_REQUIRED TASK_:
Count the lines below that contain the word "React" and give only the number.

_Dataset entries_:
--- Start ---
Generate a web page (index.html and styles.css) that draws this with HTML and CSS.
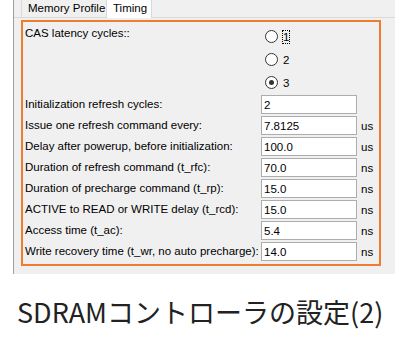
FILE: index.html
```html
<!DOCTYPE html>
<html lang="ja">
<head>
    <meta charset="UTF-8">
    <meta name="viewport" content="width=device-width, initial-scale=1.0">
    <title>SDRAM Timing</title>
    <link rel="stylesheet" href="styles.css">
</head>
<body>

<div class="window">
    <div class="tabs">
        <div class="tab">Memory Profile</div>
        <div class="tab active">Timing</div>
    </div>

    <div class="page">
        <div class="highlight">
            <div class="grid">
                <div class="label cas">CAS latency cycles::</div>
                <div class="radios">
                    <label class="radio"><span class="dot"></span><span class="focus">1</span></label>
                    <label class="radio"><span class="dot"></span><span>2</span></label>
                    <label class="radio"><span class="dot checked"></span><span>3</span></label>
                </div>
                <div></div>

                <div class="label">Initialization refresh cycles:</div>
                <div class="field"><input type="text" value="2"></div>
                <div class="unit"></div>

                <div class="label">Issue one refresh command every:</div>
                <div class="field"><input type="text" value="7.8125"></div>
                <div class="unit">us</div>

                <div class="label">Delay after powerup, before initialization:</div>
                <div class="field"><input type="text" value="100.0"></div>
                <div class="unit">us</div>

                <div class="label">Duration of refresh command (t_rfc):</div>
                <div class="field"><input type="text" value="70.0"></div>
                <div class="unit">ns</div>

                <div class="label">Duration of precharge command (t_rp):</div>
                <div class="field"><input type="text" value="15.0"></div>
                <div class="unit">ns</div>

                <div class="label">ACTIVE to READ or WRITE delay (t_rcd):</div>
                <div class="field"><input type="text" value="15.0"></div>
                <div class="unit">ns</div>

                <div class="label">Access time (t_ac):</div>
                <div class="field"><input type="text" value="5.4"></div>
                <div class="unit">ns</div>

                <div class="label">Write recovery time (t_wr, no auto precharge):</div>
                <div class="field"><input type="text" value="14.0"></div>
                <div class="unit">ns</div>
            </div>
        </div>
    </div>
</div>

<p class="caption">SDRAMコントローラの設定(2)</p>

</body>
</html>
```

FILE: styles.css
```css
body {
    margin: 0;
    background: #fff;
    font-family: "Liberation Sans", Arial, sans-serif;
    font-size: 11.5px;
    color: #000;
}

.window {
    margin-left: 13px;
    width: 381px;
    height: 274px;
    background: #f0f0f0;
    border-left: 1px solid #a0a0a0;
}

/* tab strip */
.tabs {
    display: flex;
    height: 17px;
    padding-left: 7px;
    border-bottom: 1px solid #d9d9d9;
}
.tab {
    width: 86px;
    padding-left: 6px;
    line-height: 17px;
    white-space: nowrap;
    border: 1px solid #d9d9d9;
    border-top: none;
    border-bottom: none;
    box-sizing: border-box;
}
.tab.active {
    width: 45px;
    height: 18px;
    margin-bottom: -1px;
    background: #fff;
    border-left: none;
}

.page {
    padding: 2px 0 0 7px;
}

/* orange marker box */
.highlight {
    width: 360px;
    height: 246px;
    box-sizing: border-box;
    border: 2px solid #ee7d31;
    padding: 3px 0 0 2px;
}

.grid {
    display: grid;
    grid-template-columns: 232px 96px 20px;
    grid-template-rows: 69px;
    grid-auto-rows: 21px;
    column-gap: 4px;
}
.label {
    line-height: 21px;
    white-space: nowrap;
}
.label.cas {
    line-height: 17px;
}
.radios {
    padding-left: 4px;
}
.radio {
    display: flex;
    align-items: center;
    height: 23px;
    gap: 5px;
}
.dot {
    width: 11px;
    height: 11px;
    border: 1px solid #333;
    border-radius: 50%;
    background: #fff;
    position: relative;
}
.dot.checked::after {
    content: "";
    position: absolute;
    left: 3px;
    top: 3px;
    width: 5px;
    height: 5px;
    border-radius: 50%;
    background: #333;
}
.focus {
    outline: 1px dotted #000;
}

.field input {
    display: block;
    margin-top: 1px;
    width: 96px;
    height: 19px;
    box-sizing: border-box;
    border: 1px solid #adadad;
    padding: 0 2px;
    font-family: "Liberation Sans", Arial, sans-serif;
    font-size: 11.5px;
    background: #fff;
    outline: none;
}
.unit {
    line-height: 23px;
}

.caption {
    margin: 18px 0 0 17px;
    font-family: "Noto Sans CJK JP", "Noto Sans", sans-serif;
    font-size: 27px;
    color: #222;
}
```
--- End ---
--- Start ---
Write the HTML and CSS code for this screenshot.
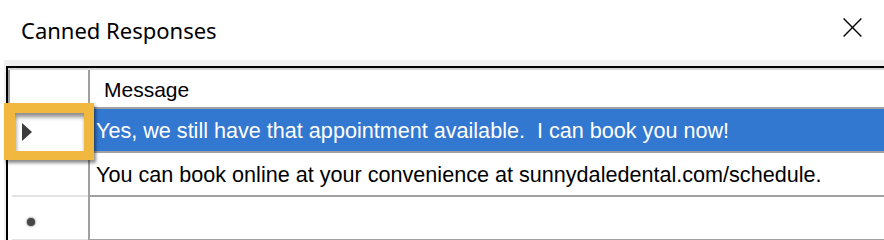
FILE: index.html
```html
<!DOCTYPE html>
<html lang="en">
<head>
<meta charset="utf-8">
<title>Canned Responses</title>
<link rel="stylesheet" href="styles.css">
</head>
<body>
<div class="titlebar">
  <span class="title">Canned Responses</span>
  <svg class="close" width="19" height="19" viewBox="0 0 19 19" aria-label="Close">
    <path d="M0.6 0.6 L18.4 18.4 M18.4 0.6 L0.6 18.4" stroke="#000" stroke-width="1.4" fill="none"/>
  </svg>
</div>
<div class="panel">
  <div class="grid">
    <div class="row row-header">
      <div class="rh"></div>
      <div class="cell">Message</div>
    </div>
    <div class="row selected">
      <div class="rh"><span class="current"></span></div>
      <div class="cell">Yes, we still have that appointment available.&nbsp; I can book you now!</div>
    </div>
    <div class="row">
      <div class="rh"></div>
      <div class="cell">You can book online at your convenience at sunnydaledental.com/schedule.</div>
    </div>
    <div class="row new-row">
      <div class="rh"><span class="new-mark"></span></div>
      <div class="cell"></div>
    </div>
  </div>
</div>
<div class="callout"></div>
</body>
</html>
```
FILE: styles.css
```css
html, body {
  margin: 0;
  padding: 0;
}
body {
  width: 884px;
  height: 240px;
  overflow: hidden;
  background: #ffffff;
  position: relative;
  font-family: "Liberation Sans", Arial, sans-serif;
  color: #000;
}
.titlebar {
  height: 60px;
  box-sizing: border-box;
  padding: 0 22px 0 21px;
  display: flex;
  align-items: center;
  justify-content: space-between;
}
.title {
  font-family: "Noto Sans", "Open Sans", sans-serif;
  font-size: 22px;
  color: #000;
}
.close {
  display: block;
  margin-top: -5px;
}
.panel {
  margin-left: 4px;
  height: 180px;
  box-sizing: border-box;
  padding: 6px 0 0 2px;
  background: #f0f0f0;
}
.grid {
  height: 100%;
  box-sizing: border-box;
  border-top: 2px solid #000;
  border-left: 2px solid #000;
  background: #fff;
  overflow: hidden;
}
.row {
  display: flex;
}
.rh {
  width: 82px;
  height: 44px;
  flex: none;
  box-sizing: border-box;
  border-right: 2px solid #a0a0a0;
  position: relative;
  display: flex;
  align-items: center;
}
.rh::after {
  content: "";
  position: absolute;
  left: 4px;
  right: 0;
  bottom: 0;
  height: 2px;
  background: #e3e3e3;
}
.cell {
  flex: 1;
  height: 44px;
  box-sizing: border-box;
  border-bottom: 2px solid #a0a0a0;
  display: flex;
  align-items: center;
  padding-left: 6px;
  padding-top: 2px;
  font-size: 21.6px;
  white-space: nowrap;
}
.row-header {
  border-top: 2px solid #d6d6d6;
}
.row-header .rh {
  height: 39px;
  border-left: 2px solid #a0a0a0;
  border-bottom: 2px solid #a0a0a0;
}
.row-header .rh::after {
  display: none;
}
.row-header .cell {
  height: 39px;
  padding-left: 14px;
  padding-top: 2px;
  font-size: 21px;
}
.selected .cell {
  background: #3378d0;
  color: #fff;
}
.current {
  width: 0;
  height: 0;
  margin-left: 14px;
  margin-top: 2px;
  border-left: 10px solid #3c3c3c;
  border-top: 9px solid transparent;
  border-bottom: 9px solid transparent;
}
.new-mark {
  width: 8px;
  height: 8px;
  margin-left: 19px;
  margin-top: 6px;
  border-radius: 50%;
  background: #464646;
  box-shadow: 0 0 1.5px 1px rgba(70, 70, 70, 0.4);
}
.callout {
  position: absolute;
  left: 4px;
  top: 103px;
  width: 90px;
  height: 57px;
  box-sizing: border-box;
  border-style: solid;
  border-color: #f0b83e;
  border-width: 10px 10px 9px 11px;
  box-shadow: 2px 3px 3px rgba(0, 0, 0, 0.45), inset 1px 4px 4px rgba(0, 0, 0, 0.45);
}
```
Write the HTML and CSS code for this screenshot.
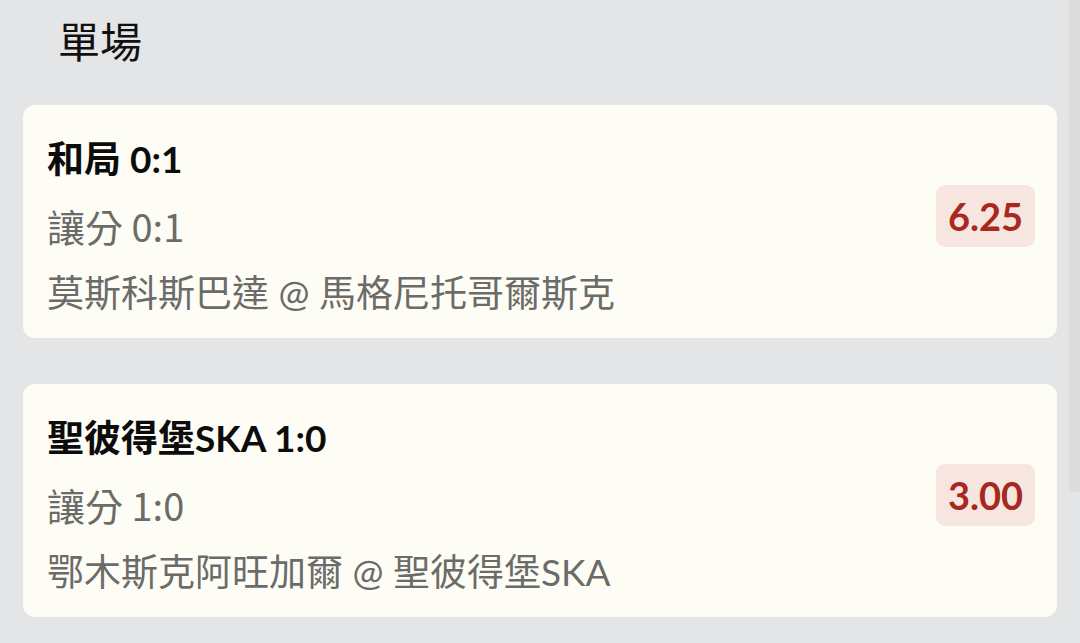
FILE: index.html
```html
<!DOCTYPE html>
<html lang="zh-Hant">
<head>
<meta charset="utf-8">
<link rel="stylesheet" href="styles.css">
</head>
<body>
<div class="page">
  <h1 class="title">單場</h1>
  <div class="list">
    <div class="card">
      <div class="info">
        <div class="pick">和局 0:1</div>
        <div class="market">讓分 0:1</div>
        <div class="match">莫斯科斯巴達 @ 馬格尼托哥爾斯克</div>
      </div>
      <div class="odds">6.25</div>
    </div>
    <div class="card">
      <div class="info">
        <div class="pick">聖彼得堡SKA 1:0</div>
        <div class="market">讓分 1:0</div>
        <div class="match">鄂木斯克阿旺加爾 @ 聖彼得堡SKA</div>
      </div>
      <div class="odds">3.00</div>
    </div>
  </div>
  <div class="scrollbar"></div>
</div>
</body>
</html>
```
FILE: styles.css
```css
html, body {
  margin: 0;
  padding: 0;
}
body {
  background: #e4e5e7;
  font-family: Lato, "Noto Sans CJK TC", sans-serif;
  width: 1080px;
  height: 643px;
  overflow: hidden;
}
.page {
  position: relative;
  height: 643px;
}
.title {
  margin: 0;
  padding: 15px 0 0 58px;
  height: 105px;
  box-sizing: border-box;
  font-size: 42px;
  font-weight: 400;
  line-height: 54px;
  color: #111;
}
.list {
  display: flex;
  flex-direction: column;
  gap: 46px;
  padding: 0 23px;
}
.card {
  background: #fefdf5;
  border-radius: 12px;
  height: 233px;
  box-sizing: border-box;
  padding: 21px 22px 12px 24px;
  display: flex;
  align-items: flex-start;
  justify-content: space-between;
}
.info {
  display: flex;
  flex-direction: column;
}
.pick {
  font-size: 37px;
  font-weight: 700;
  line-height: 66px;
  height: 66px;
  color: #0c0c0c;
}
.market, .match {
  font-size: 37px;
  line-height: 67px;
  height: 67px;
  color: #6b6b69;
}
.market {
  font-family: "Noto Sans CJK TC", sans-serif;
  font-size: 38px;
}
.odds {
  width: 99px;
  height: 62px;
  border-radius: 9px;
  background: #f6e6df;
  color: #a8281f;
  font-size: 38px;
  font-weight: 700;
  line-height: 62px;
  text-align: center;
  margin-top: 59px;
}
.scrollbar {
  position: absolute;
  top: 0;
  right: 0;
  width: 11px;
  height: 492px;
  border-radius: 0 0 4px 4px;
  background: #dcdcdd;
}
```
--- End ---
--- Start ---
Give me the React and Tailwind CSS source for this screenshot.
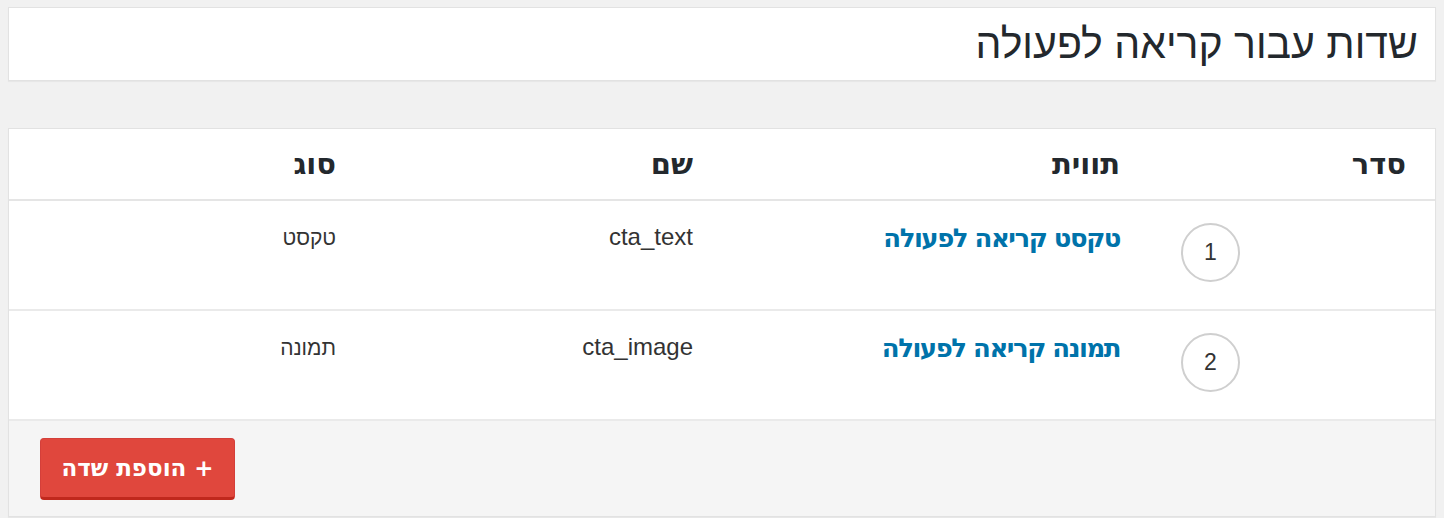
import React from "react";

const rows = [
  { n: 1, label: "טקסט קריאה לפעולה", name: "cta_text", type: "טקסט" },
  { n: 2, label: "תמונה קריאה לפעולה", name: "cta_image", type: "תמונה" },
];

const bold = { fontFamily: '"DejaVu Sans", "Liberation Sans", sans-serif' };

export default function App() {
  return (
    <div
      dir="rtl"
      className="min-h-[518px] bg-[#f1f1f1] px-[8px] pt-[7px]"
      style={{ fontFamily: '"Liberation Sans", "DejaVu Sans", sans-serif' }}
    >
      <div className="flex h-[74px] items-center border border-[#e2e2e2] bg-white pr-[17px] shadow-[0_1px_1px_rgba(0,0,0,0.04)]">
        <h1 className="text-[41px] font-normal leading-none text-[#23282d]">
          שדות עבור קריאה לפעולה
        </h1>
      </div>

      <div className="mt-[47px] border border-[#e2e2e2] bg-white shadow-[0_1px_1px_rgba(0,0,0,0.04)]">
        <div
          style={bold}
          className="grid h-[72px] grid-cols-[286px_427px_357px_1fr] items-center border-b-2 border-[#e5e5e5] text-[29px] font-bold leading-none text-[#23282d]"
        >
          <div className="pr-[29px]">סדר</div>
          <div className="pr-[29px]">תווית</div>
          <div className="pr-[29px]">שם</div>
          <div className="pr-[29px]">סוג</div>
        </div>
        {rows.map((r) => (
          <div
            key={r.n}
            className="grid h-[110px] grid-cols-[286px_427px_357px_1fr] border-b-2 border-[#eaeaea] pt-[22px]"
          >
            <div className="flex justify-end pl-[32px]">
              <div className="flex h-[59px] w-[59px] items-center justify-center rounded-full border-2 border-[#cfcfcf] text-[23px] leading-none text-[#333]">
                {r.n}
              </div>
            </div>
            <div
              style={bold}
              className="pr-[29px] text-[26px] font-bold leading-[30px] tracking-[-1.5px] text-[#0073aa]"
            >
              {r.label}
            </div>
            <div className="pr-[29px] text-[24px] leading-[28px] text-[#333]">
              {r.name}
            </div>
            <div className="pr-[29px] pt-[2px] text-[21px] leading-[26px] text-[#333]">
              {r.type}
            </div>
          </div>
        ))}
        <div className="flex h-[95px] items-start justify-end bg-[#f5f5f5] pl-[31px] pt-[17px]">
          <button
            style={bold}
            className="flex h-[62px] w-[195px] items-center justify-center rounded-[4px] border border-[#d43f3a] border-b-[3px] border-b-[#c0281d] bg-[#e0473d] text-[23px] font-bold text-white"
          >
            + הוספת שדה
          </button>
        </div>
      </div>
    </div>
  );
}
--- End ---
_FINISHED EXERCISE_:
2